The encounter with Ultima is among the more difficult feats NASA has attempted. The great distances from Earth and the sun mean scientists must put up with a long communications lag and instruments must operate with very little light. Ultima Thule was only discovered four years ago, and its orbit and surroundings still aren't well known. And New Horizons is a 13-year-old spacecraft; its power generator produces just a quarter as much wattage as a light bulb, which means operators must carefully prioritize their use of remaining fuel.
"I can't promise you success," Stern said Monday afternoon. "We are straining at the capabilities of this spacecraft."
The sheer speeds and distances involved boggle the mind. Ultima Thule is one percent the size of Pluto, and New Horizons must get four times closer to image it. At the moment of closest approach, the spacecraft will be moving at a breathtaking 32,000 miles per hour. Its cameras must swivel to track Ultima Thule as it passes by; otherwise, all it will see is a blur amid the black.
The New Horizons team has a number of experiments planned for the brief encounter. Particle and dust detectors will probe the environment around Ultima. The spacecraft's three cameras will take images in colour and black and white in an effort to map the tiny world and determine its composition.

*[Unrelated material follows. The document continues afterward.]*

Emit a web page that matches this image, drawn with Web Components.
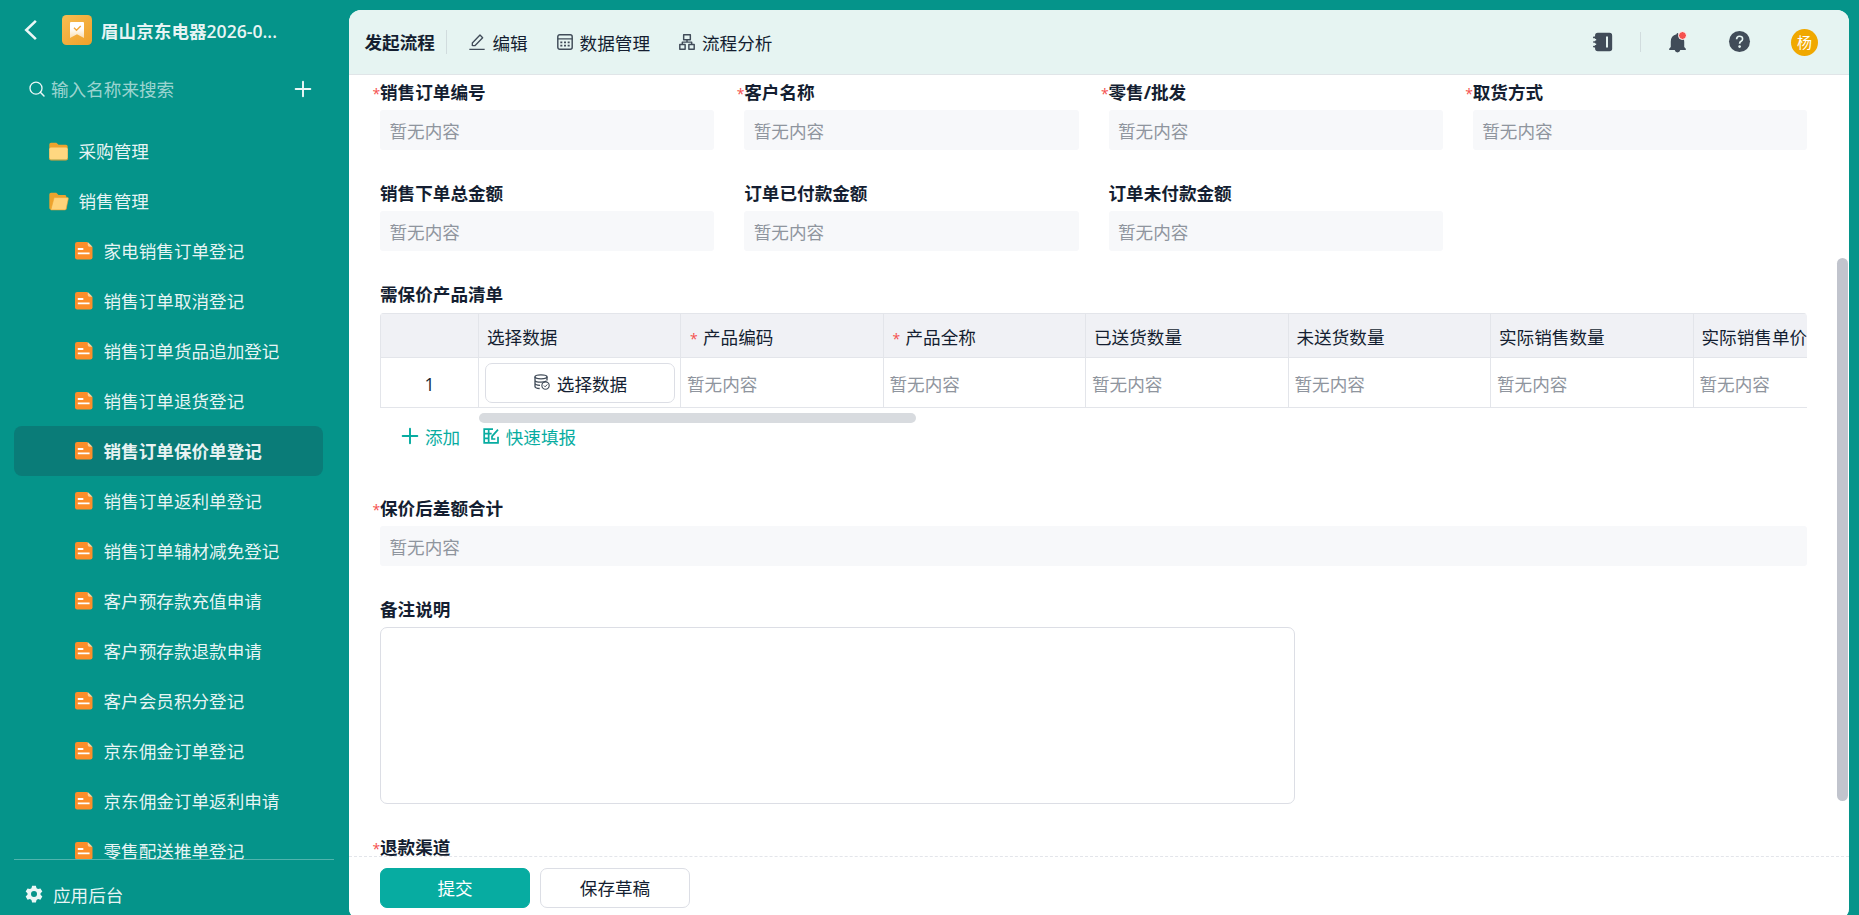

Spencer said Monday he is especially interested in those detailed colour photos, which could illuminate a "particular mystery" about "cold classical" Kuiper Belt objects like Ultima Thule, which never underwent dramatic geologic change. Although these rocks should be primarily made of ice, they all appear reddish when viewed through the Hubble Space Telescope. It may be that the ices contain impurities that change color when struck by cosmic rays, Spencer said -- a possibility he hopes to pin down by looking into craters of more recently exposed material.
"Who knows?" he said. "Anything is possible when you're exploring a new class of world you've never seen before."